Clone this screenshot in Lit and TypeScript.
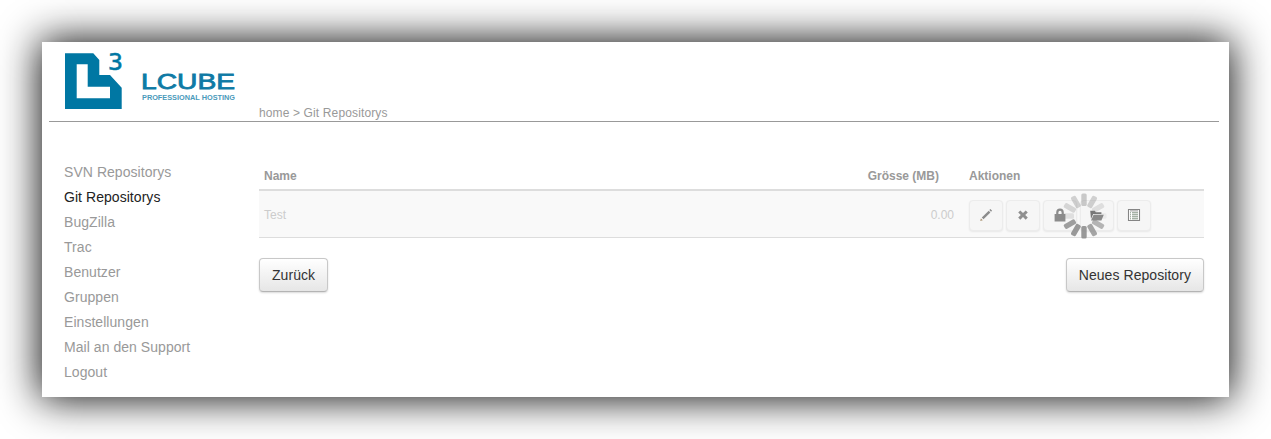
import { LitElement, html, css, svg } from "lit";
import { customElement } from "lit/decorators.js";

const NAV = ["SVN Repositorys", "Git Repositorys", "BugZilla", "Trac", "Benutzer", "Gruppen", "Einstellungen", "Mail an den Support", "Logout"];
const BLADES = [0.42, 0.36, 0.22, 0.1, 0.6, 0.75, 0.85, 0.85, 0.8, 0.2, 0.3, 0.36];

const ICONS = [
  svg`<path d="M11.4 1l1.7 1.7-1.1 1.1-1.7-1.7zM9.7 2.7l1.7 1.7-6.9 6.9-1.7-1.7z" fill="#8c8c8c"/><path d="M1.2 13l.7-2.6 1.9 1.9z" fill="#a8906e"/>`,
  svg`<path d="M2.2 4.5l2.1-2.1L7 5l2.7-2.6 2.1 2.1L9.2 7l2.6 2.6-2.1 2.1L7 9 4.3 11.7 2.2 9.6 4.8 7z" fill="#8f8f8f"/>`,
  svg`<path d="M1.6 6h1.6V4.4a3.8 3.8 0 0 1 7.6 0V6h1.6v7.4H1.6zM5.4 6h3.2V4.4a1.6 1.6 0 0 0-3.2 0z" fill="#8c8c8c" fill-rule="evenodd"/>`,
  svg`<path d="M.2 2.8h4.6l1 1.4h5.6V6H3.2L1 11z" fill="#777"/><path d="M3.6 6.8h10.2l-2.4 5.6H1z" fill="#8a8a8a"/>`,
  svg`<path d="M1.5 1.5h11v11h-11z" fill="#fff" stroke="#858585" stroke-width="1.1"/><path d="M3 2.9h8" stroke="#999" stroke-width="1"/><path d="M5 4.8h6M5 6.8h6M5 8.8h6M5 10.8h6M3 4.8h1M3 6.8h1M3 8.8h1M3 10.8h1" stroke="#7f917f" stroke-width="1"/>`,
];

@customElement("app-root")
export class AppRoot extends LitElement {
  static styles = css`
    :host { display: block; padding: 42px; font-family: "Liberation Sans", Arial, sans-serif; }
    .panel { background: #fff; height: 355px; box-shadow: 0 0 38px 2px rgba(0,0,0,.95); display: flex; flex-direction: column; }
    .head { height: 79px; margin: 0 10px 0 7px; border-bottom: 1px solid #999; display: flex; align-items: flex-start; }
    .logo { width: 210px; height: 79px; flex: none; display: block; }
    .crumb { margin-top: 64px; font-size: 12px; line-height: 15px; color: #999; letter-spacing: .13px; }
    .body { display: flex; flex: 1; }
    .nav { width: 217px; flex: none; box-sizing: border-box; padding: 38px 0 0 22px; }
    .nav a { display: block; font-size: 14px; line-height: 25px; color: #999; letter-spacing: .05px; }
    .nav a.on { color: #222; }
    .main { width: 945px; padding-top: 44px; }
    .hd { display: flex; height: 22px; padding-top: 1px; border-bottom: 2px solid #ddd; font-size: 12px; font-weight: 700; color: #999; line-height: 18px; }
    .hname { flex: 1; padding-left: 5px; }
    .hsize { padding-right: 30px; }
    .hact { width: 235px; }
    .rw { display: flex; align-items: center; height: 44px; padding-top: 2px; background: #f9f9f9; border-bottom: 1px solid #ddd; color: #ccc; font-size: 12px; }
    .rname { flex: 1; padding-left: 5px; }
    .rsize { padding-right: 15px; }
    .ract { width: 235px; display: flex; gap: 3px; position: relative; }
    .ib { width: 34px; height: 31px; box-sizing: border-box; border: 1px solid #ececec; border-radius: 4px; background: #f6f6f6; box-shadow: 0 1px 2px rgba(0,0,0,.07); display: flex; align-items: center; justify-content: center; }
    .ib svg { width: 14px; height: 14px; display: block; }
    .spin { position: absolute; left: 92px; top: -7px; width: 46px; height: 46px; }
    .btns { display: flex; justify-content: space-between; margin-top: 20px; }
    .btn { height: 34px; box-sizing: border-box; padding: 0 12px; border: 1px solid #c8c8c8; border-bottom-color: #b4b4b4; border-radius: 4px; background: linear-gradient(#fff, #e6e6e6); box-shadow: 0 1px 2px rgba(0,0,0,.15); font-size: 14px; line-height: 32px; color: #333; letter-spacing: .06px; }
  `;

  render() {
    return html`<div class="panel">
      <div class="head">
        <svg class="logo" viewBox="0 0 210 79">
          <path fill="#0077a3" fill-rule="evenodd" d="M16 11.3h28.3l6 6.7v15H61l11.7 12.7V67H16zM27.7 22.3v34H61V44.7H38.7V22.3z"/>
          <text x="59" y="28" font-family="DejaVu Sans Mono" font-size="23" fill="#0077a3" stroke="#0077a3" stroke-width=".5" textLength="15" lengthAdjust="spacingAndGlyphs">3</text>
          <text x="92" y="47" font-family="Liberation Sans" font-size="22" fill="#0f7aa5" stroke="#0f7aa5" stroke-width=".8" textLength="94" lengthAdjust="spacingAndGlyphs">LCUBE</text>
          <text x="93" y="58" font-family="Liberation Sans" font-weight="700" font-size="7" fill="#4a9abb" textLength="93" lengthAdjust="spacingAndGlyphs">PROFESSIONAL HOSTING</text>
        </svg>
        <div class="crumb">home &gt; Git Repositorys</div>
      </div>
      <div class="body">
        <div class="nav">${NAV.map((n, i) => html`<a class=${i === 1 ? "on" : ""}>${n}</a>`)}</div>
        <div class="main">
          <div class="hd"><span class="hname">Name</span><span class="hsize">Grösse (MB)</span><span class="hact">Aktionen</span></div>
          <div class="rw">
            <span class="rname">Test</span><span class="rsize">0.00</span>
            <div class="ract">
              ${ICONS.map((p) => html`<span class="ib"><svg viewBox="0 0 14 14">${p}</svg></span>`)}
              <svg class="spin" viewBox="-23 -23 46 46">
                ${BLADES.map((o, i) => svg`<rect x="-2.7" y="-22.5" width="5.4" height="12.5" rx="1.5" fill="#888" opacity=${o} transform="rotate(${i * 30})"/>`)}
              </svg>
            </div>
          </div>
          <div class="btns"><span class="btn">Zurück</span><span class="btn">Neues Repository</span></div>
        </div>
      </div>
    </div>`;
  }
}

— Goal —
Pictures stay out. Repeat only the lines from the beginning of the data through the line that has "0.2, 0.3, 0.36];".

— Exercise solution —
Clone this screenshot in Lit and TypeScript.
import { LitElement, html, css, svg } from "lit";
import { customElement } from "lit/decorators.js";

const NAV = ["SVN Repositorys", "Git Repositorys", "BugZilla", "Trac", "Benutzer", "Gruppen", "Einstellungen", "Mail an den Support", "Logout"];
const BLADES = [0.42, 0.36, 0.22, 0.1, 0.6, 0.75, 0.85, 0.85, 0.8, 0.2, 0.3, 0.36];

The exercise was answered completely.